What guarantees does D 'const' provide, compared to C++? (page 8)

On Sunday, 19 August 2012 at 19:42:20 UTC, Peter Alexander wrote: > On Sunday, 19 August 2012 at 19:26:58 UTC, Jesse Phillips wrote: >> While in context with the original question this is fine, but I do not like this use of guarantee. >> >> What I mean is, const does provide guarantees by itself. And it provides more than C++ because it is transitive and modifying a const reference is undefined. > > What guarantees does const provide on its own? If you don't circumvent the language by casting/forcing it, then const (and immutable) items cannot be changed by the functions called with them, nor them nor anything they contain or reference. In cases of methods to classes/structs, const ensures the object (allocated separately in each variable/heap location) won't change in any way. Isn't that good enough? It's like asking what guarantees a book contains it's data. It's entirely guaranteed as long you don't use a permenant marker, rip the pages out, burn it, soak it in a bath tub full of water or acid, run it over, throw it in lava, bleach it, or send it through a trans-dimensional portal to another universe. or any number of other things, but that's outside the scope of the publisher's ability to after providing the book; when left untouched the book should always contain the data. Isn't that good enough?
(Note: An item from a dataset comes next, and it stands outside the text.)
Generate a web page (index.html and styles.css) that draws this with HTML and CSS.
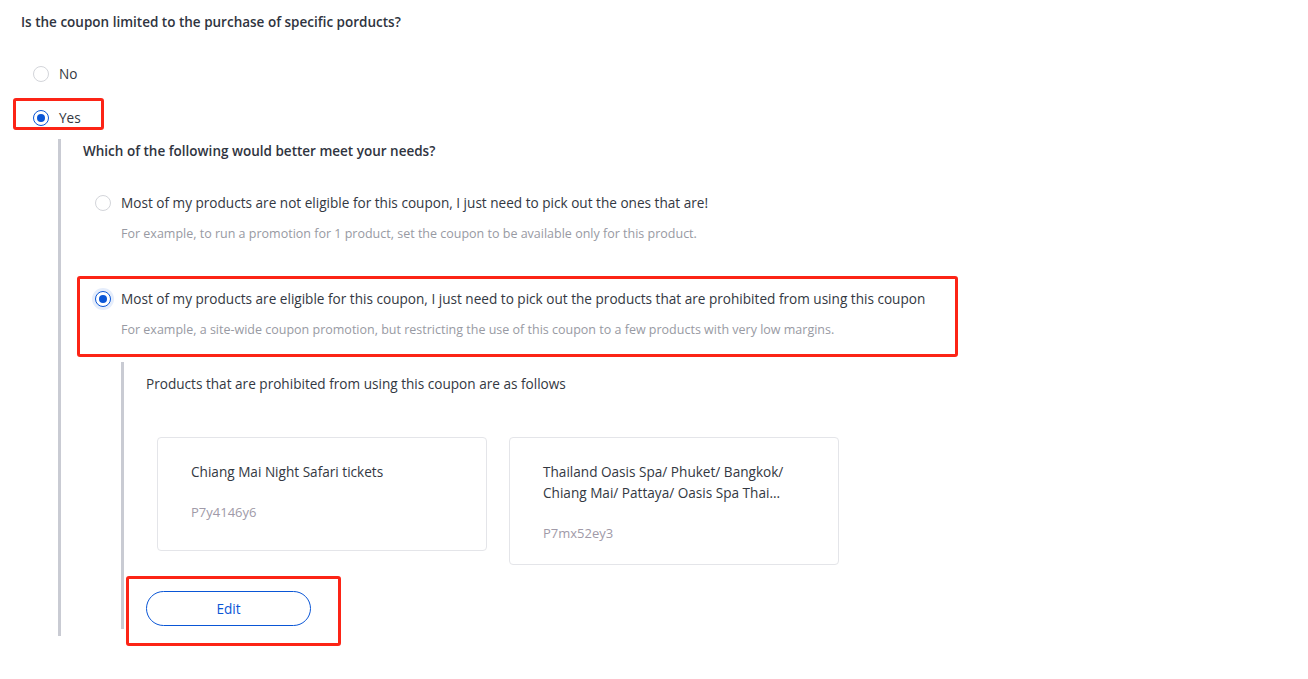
FILE: index.html
```html
<!DOCTYPE html>
<html lang="en">
<head>
<meta charset="utf-8">
<title>Coupon products</title>
<link rel="stylesheet" href="styles.css">
</head>
<body>
<div class="page">
  <div class="title">Is the coupon limited to the purchase of specific porducts?</div>

  <div class="radio-row row-no">
    <span class="radio"></span>
    <span class="label">No</span>
  </div>
  <div class="radio-row row-yes mark mark-yes">
    <span class="radio checked"></span>
    <span class="label">Yes</span>
  </div>

  <div class="branch branch-1">
    <div class="subtitle">Which of the following would better meet your needs?</div>

    <div class="option opt-1">
      <div class="radio-row">
        <span class="radio"></span>
        <span class="label">Most of my products are not eligible for this coupon, I just need to pick out the ones that are!</span>
      </div>
      <div class="desc">For example, to run a promotion for 1 product, set the coupon to be available only for this product.</div>
    </div>

    <div class="option opt-2 mark mark-opt">
      <div class="radio-row">
        <span class="radio checked focus"></span>
        <span class="label">Most of my products are eligible for this coupon, I just need to pick out the products that are prohibited from using this coupon</span>
      </div>
      <div class="desc">For example, a site-wide coupon promotion, but restricting the use of this coupon to a few products with very low margins.</div>
    </div>

    <div class="branch branch-2">
      <div class="plain">Products that are prohibited from using this coupon are as follows</div>
      <div class="cards">
        <div class="card">
          <div class="card-title">Chiang Mai Night Safari tickets</div>
          <div class="card-code">P7y4146y6</div>
        </div>
        <div class="card card-tall">
          <div class="card-title">Thailand Oasis Spa/ Phuket/ Bangkok/<br>Chiang Mai/ Pattaya/ Oasis Spa Thai...</div>
          <div class="card-code">P7mx52ey3</div>
        </div>
      </div>
      <div class="edit-wrap mark mark-edit">
        <button class="btn-edit" type="button">Edit</button>
      </div>
    </div>
  </div>
</div>
</body>
</html>
```

FILE: styles.css
```css
*, *::before, *::after { box-sizing: border-box; }

html, body {
  margin: 0;
  padding: 0;
  background: #ffffff;
}

body {
  font-family: "Open Sans", "Noto Sans", "Liberation Sans", sans-serif;
  font-size: 13.6px;
  color: #333842;
}

.page {
  padding: 12px 0 0 21px;
  width: 1308px;
  height: 679px;
  overflow: hidden;
}

.title {
  font-weight: 600;
  font-size: 13.5px;
  line-height: 20px;
  color: #2f3440;
}

.radio-row {
  display: flex;
  align-items: center;
  height: 20px;
  line-height: 20px;
}

.row-no {
  margin-top: 32px;
  padding-left: 12px;
}

.row-yes {
  margin-top: 24px;
  padding-left: 12px;
  width: 84px;
}

.radio {
  flex: none;
  width: 16px;
  height: 16px;
  border-radius: 50%;
  border: 1px solid #d3d5da;
  background: #fff;
  position: relative;
  margin-right: 10px;
}

.radio.checked {
  border-color: #0a56d6;
}

.radio.checked::after {
  content: "";
  position: absolute;
  left: 3px;
  top: 3px;
  width: 8px;
  height: 8px;
  border-radius: 50%;
  background: #0a56d6;
}

.radio.focus {
  box-shadow: 0 0 0 3px #e5edfb;
}

.label {
  white-space: nowrap;
}

.branch {
  border-left: 3px solid #c9cbd3;
}

.branch-1 {
  margin-left: 37px;
  margin-top: 11px;
  padding: 2px 0 0 22px;
  height: 497px;
}

.subtitle {
  font-weight: 600;
  font-size: 13.5px;
  line-height: 20px;
  color: #2f3440;
}

.option .radio-row {
  padding-left: 12px;
}

.opt-1 {
  margin-top: 32px;
}

.opt-2 {
  margin-top: 46px;
  width: 877px;
}

.desc {
  margin-top: 12px;
  padding-left: 38px;
  font-size: 12.5px;
  line-height: 18px;
  color: #989aa3;
  white-space: nowrap;
}

.branch-2 {
  margin-left: 38px;
  margin-top: 23px;
  padding: 12px 0 3px 22px;
}

.plain {
  line-height: 20px;
}

.cards {
  display: flex;
  align-items: flex-start;
  gap: 22px;
  margin-top: 43px;
  margin-left: 11px;
}

.card {
  width: 330px;
  border: 1px solid #e4e5e9;
  border-radius: 4px;
  padding: 23px 33px 28px;
}

.card-tall {
  padding-bottom: 21px;
}

.card-title {
  line-height: 21px;
  color: #333842;
}

.card-code {
  margin-top: 20px;
  line-height: 20px;
  font-size: 13px;
  color: #a09aa8;
}

.edit-wrap {
  margin-top: 26px;
  width: 165px;
}

.btn-edit {
  display: block;
  width: 165px;
  height: 35px;
  border: 1px solid #0a56d6;
  border-radius: 18px;
  background: #fff;
  color: #0a56d6;
  font-family: inherit;
  font-size: 13.6px;
  padding: 0;
  cursor: pointer;
}

/* red annotation boxes drawn over content */
.mark {
  position: relative;
}

.mark::before {
  content: "";
  position: absolute;
  border: 3px solid #fc2416;
  border-radius: 3px;
  pointer-events: none;
}

.mark-yes::before {
  left: -8px;
  top: -10px;
  width: 91px;
  height: 32px;
}

.mark-opt::before {
  left: -6px;
  top: -13px;
  width: 881px;
  height: 81px;
}

.mark-edit::before {
  left: -20px;
  top: -15px;
  width: 215px;
  height: 70px;
}
```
On Sunday, 19 August 2012 at 19:58:11 UTC, Era Scarecrow wrote: > On Sunday, 19 August 2012 at 19:42:20 UTC, Peter Alexander wrote: >> On Sunday, 19 August 2012 at 19:26:58 UTC, Jesse Phillips wrote: >>> While in context with the original question this is fine, but I do not like this use of guarantee. >>> >>> What I mean is, const does provide guarantees by itself. And it provides more than C++ because it is transitive and modifying a const reference is undefined. >> >> What guarantees does const provide on its own? > > If you don't circumvent the language by casting/forcing it, then const (and immutable) items cannot be changed by the functions called with them, nor them nor anything they contain or reference. class Foo { static Foo sneaky; this() { sneaky = this; } void bar() const { sneaky.x++; } int x = 0; } const(Foo) f = new Foo(); assert(f.x == 0); f.bar(); assert(f.x == 1); You only have that guarantee if there are no other mutable references to the data. const *on its own* does not provide that guarantee.

On Sunday, 19 August 2012 at 20:14:50 UTC, Peter Alexander wrote: > class Foo > { > static Foo sneaky; > this() { sneaky = this; } > void bar() const { sneaky.x++; } > int x = 0; > } > > const(Foo) f = new Foo(); > assert(f.x == 0); > f.bar(); > assert(f.x == 1); > > You only have that guarantee if there are no other mutable references to the data. const *on its own* does not provide that guarantee. I don't think 'sneaky' counts. Static being there's only one of basically takes it outside the scope of the class/struct in it's own memory space. Re-written it's treated like this. Foo sneaky; class Foo { this() { sneaky = this; } void bar() const { sneaky.x++; } int x = 0; } const(Foo) f = new Foo(); assert(f.x == 0); f.bar(); assert(f.x == 1); const(Foo) f2 = new Foo(); //a WTF moment? assert(f.x == 1); f.bar(); f.bar(); assert(f.x == 1); assert(f2.x == 2); Besides likely the const/immutable and constructors can likely fix this, or maybe not. *shrugs* More likely the failures. In truth bar never modifies the allocated data (being Foo.x), sneaky although a reference is considered it's own thing. Besides weren't not talking about the data never changing, only the code calling can't change it (directly). If you don't want things to change, then A) don't write it to circumvent it, or B) Use immutable (then do Step A again)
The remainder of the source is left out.